Bugün ayrıca Türk Deniz Kuvvetleri Komutanlığı'nın ihtiyacı için yapılması planlanan 10 adet açık deniz karakol gemisi projesinin de sac kesim işlemini yapıyoruz. Böylece Türkiye hava ve kara unsurlarının yanında denizde de gücünü sürekli artırmaktadır. Bu noktaya kolay gelmedik. İstiklal Harbimizden 1974'e kadar olan bu dönemi bir kenara bırakıyorum. Son 47 yılda yaşadığımız hadiselerin her biri bizi böyle güçlü bir yapıya sahip olmaya mecbur bırakmıştır.

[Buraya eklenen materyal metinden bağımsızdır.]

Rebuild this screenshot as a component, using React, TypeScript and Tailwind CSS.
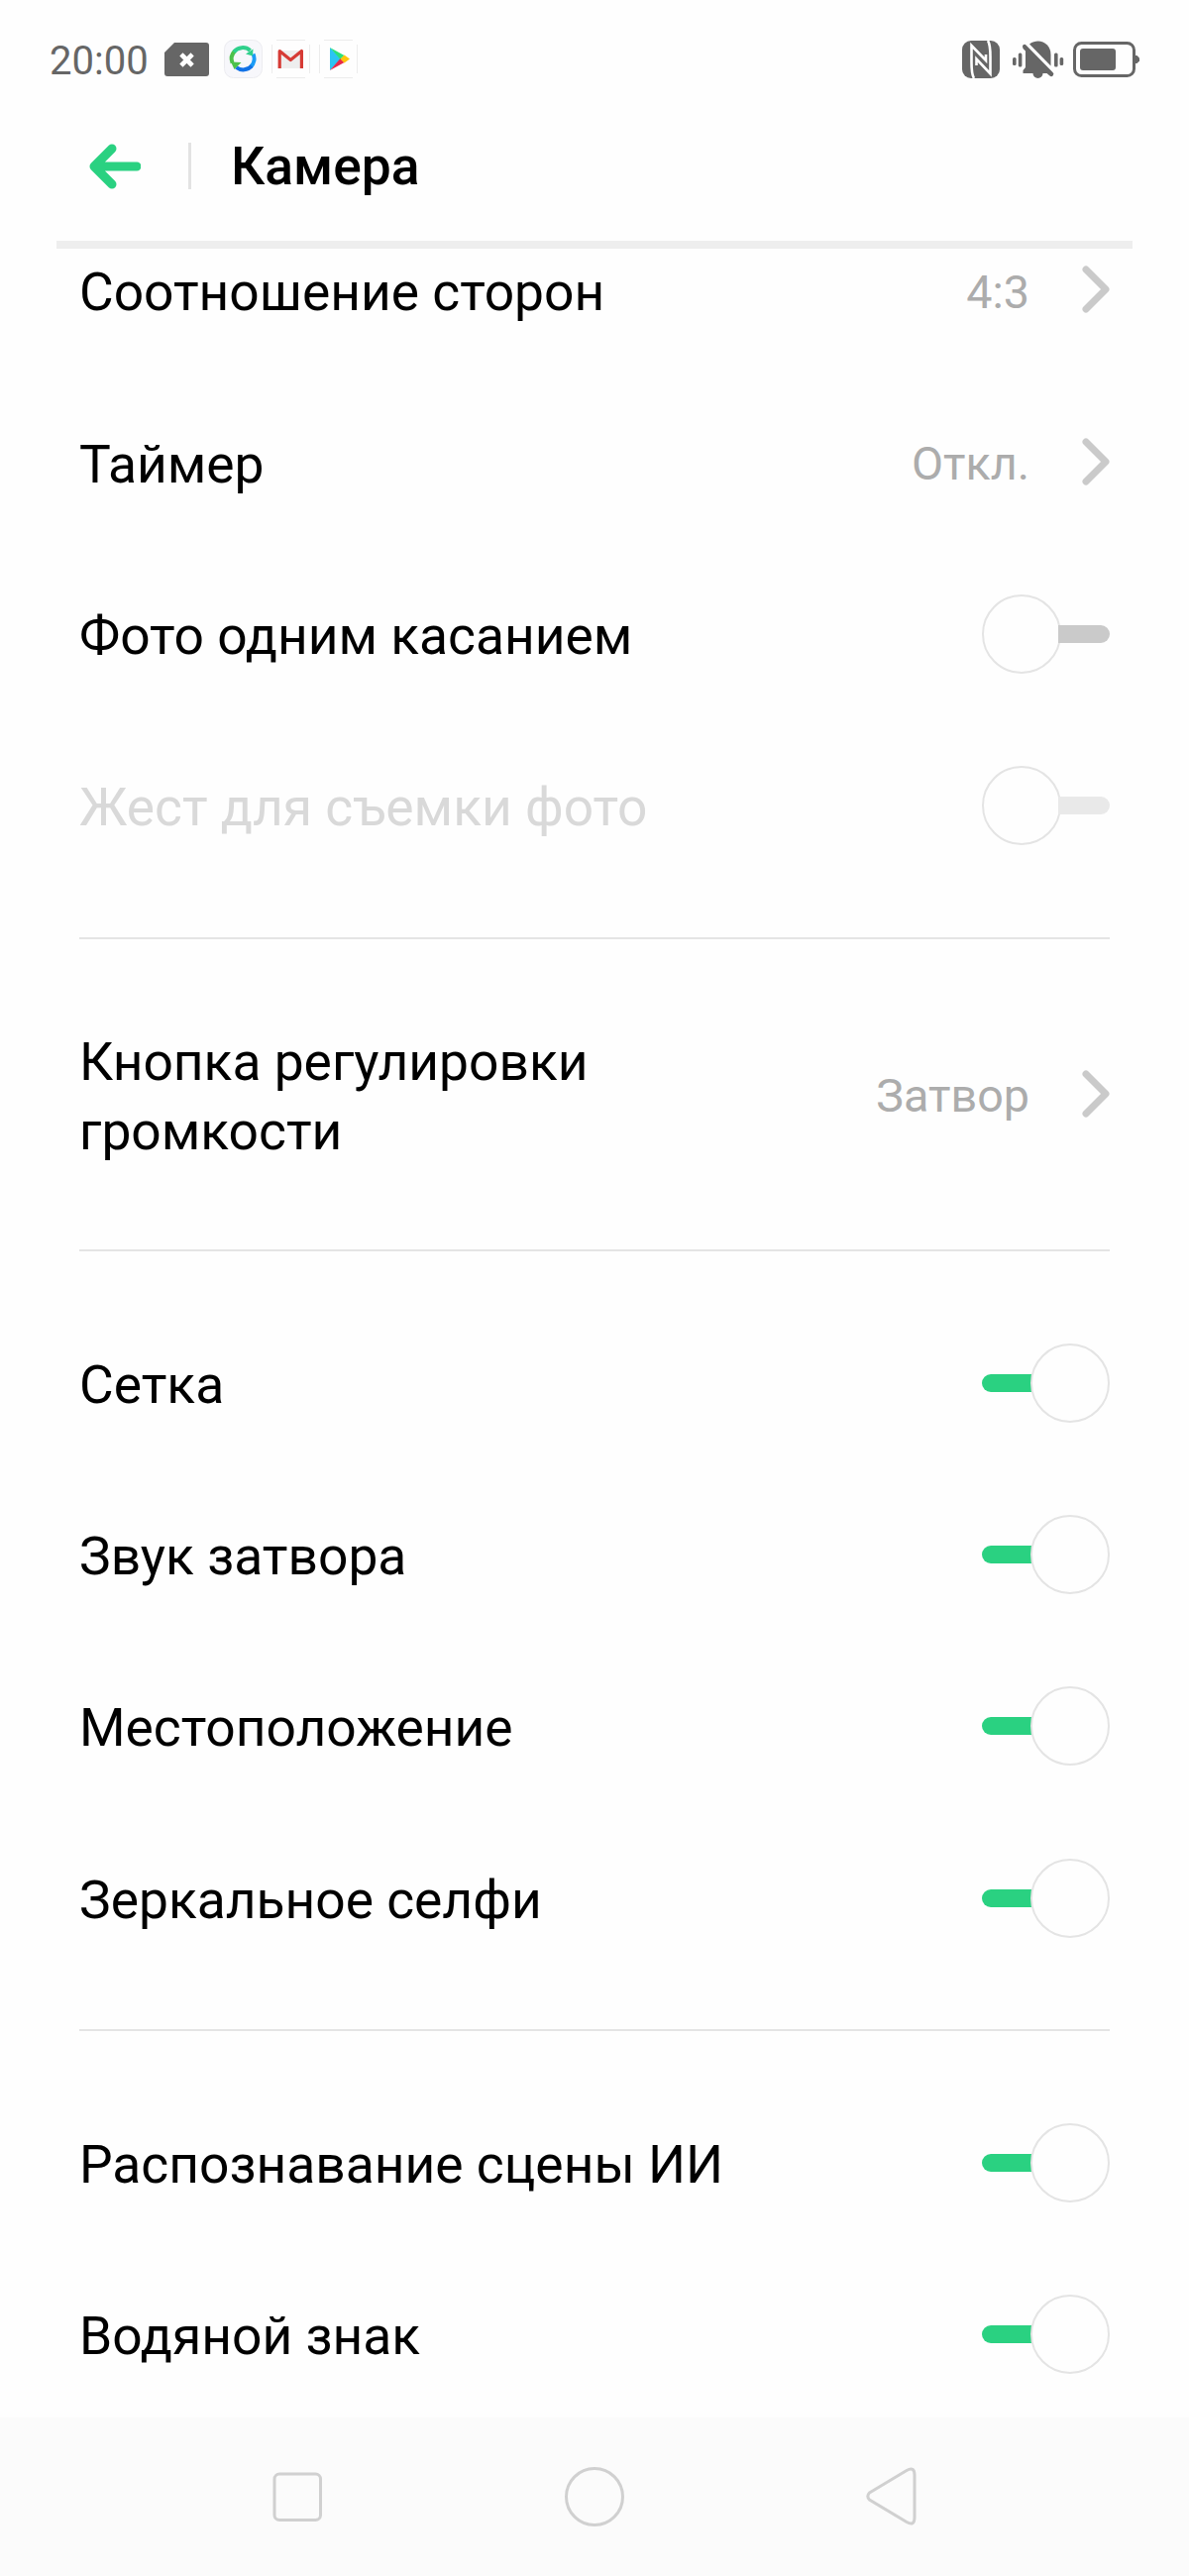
import { type ReactNode } from 'react';

type Item = {
  label: string;
  value?: string;
  on?: boolean;
  disabled?: boolean;
  tall?: boolean;
};

const sections: Item[][] = [
  [
    { label: 'Соотношение сторон', value: '4:3' },
    { label: 'Таймер', value: 'Откл.' },
    { label: 'Фото одним касанием', on: false },
    { label: 'Жест для съемки фото', on: false, disabled: true },
  ],
  [{ label: 'Кнопка регулировки громкости', value: 'Затвор', tall: true }],
  [
    { label: 'Сетка', on: true },
    { label: 'Звук затвора', on: true },
    { label: 'Местоположение', on: true },
    { label: 'Зеркальное селфи', on: true },
  ],
  [
    { label: 'Распознавание сцены ИИ', on: true },
    { label: 'Водяной знак', on: true },
  ],
];

const AppTile = ({ children }: { children: ReactNode }) => (
  <svg width="39" height="39" viewBox="0 0 39 39" fill="none">
    {children}
  </svg>
);

const StatusBar = () => {
  return (
    <div className="flex h-[119px] items-center justify-between px-[50px] text-[#666666]">
      <div className="flex items-center">
        <span className="w-[116px] pt-[4px] text-[40px] leading-none">20:00</span>
        <svg width="45" height="34" viewBox="0 0 45 34" className="mt-[1px] mr-[15px]">
          <path d="M10 0H42a3 3 0 0 1 3 3V31a3 3 0 0 1-3 3H3a3 3 0 0 1-3-3V10Z" fill="currentColor" />
          <path d="M18.500 13.500l8 8M26.500 13.500l-8 8" stroke="#fefefe" strokeWidth="4.600" strokeLinecap="square" />
        </svg>
        <div className="flex gap-[9px]">
          <AppTile>
            <rect x=".5" y=".5" width="38" height="38" rx="9" fill="#f7f7fb" stroke="#ececf0" />
            <path d="M8.500 23.500A11.300 11.300 0 0 1 11 11.500" stroke="#4cc14b" strokeWidth="4" />
            <path d="M10 12.500A11.300 11.300 0 0 1 26.500 11" stroke="#2fd08c" strokeWidth="4" />
            <path d="M29.500 14.500A11.300 11.300 0 0 1 27 27.500" stroke="#1c9cf6" strokeWidth="4" />
            <path d="M28 26.500A11.300 11.300 0 0 1 12.500 28" stroke="#1272e6" strokeWidth="4" />
            <path d="M22 14.500l7.500-5-.5 7z" fill="#2fd08c" />
            <path d="M7 22.500l10.500 .5-7 7z" fill="#4cc14b" />
          </AppTile>
          <AppTile>
            <path d="M5 .5H34M5 38.500H34M.5 5V34M38.500 5V34" stroke="#ececec" />
            <path d="M7 11h24v18H7z" fill="#eeeeee" />
            <path d="M8.200 29V11.500L19.300 20.500L30.400 11.500V29" stroke="#d63b35" strokeWidth="3.200" strokeLinejoin="round" />
          </AppTile>
          <AppTile>
            <path d="M5 .5H34M5 38.500H34M.5 5V34M38.500 5V34" stroke="#ececec" />
            <path d="M11 8v23L22 19.500z" fill="#2bc4f3" />
            <path d="M11 8l14.500 8-4 4z" fill="#2be07a" />
            <path d="M11 31l14.500-8-4-4z" fill="#e6294b" />
            <path d="M25.500 15.500l5.500 4-5.500 4-4-4z" fill="#fdc50c" />
          </AppTile>
        </div>
      </div>
      <div className="flex items-center">
        <svg width="38" height="38" viewBox="0 0 38 38" className="mr-[13px]">
          <rect width="38" height="38" rx="9" fill="currentColor" />
          <path
            d="M12 38C9.500 34 9.500 28 9.500 22V5L24 20V14M26 0C28.500 4 28.500 9 28.500 16V33.500L14.500 18.500V25"
            fill="none"
            stroke="#fefefe"
            strokeWidth="2.600"
          />
        </svg>
        <svg width="52" height="38" viewBox="0 0 52 38" className="mr-[9px]" fill="currentColor">
          <path d="M17 3.500C27-3.500 38.500 3 38.500 14V25.500z" />
          <path d="M10 6a2 2 0 0 1 3.500-1.500L40.500 32a2 2 0 0 1-3 3.500L34.500 33H30.500a5 5 0 0 1-10 0H10.500V30L13 27V10.500L10.500 8z" />
          <rect x="0" y="17" width="3.600" height="8" rx="1.500" />
          <rect x="5.800" y="12.500" width="3.600" height="14" rx="1.500" />
          <rect x="42" y="12.500" width="3.600" height="14" rx="1.500" />
          <rect x="47.600" y="17" width="3.600" height="8" rx="1.500" />
        </svg>
        <svg width="67" height="36" viewBox="0 0 67 36" fill="none">
          <rect x="1.500" y="1.500" width="60" height="33" rx="7" stroke="currentColor" strokeWidth="3" />
          <rect x="7" y="7" width="36" height="22" rx="3" fill="currentColor" />
          <path d="M63 14h1.500l2.500 2.500v3l-2.500 2.500H63z" fill="currentColor" />
        </svg>
      </div>
    </div>
  );
};

const Header = () => {
  return (
    <header className="flex h-[124px] items-start pl-[90px]">
      <svg width="52" height="46" viewBox="0 0 52 46" className="mt-[26px]" fill="none">
        <path d="M23 5L5 23L23 41M8 23H48" stroke="#2ad181" strokeWidth="9" strokeLinecap="round" strokeLinejoin="round" />
      </svg>
      <div className="mt-[25px] ml-[48px] h-[47px] w-[3px] bg-[#e3e3e3]" />
      <h1 className="mt-[18px] ml-[40px] text-[53.33px] leading-[62px] font-medium">Камера</h1>
    </header>
  );
};

const Switch = ({ on, disabled }: { on?: boolean; disabled?: boolean }) => {
  const track = on ? 'bg-[#2ad181]' : disabled ? 'bg-[#e9e9e9]' : 'bg-[#cacaca]';
  return (
    <div className={`flex w-[129px] items-center ${on ? '' : 'flex-row-reverse'}`}>
      <div className={`h-[18px] flex-1 ${track} ${on ? '-mr-[3px] rounded-l-full' : '-ml-[3px] rounded-r-full'}`} />
      <div className="size-[80px] shrink-0 rounded-full border-2 border-[#e4e4e4] bg-[#fefefe]" />
    </div>
  );
};

const Row = ({ label, value, on, disabled, tall }: Item) => {
  return (
    <div className={`flex items-center justify-between ${tall ? 'h-[221.7px]' : 'h-[173.33px]'}`}>
      <span
        className={`mt-[4px] max-w-[680px] text-[53.33px] leading-[70px] ${disabled ? 'text-[#d9d9d9]' : ''}`}
      >
        {label}
      </span>
      {value ? (
        <div className="flex items-center">
          <span className="mt-[4px] mr-[53px] text-[46.67px] leading-none text-[#acacac]">{value}</span>
          <svg width="28" height="48" viewBox="0 0 28 48" className="-mt-[2px]" fill="none">
            <path d="M4 4L24 24L4 44" stroke="#cacaca" strokeWidth="7" strokeLinecap="round" strokeLinejoin="round" />
          </svg>
        </div>
      ) : (
        <Switch on={on} disabled={disabled} />
      )}
    </div>
  );
};

const NavBar = () => {
  return (
    <nav className="h-[160px] shrink-0 bg-[#fbfbfb]">
      <svg width="1200" height="160" viewBox="0 0 1200 160" fill="none" stroke="#d0d0d0" strokeWidth="3">
        <rect x="277" y="57" width="46.500" height="46.500" rx="5" />
        <circle cx="600" cy="80" r="28.500" />
        <path d="M877.500 76L915 53.500Q923 49 923 58V101Q923 110 915 105.500L877.500 83Q874 79.500 877.500 76Z" />
      </svg>
    </nav>
  );
};

export default function App() {
  return (
    <div className="flex h-[2600px] w-[1200px] flex-col overflow-hidden bg-[#fefefe] font-['Roboto',sans-serif] text-black">
      <StatusBar />
      <Header />
      <div className="mx-[57px] h-[8px] shrink-0 bg-[#eeeeee]" />
      <main className="min-h-0 flex-1 overflow-hidden px-[80px]">
        {/* list is scrolled a little under the header */}
        <div className="-mt-[44.3px]">
          {sections.map((items, i) => (
            <section key={i} className={i > 0 ? 'mt-[45.7px] border-t-2 border-[#e4e4e4] pt-[46px]' : ''}>
              {items.map((item) => (
                <Row key={item.label} {...item} />
              ))}
            </section>
          ))}
        </div>
      </main>
      <NavBar />
    </div>
  );
}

"SAVUNMADA DIŞA BAĞIMLILIĞIMIZI YÜZDE 80'LERDEN YÜZDE 20'LERİN ALTINA ÇEKTİK"

Terörle mücadeleden sınır ötesi harekatlarımıza kadar attığımız her adımda maruz kaldığımız açık gizli ambargoları biz biliyoruz. Bunlar bizi yıldıramadı. Sonuçta savunma sanayindeki dışa bağımlılığımızı yüzde 80'lerden yüzde 20'lerin altına çektiğimiz bir yere geldik.

Ülkemizde kötü komşu insanı hacet sahibi eder diye söz vardır. Batılılar bize vermedikleri her savunma sanayi ürünü ile kendi tasarım ve üretim sürecimizi başlatmamızı sağlamışlardır sağ olsunlar. Türkiye'yi köşeye sıkıştırmak için uyguladıkları sinsi politikaların bizi bugün getirdiği yer sebebiyle aslında kendilerine teşekkür ediyorum. Halen yürütmekte olduğumuz ve 45 yıl içinde hepsi de neticelenecek projeler devreye girdiğinde Türkiye savunma sanayi alanında dünyanın en üst ligine çıkacaktır. 2023'te milletimize vereceğimiz en büyük armağanın işte bu olduğuna inanıyoruz. Türkiye büyüdükçe ve güçlendikçe elde edeceği imkanların her birini dostlarıyla kardeşleriyle bölüşmekten memnuniyet duyan bir ülkedir.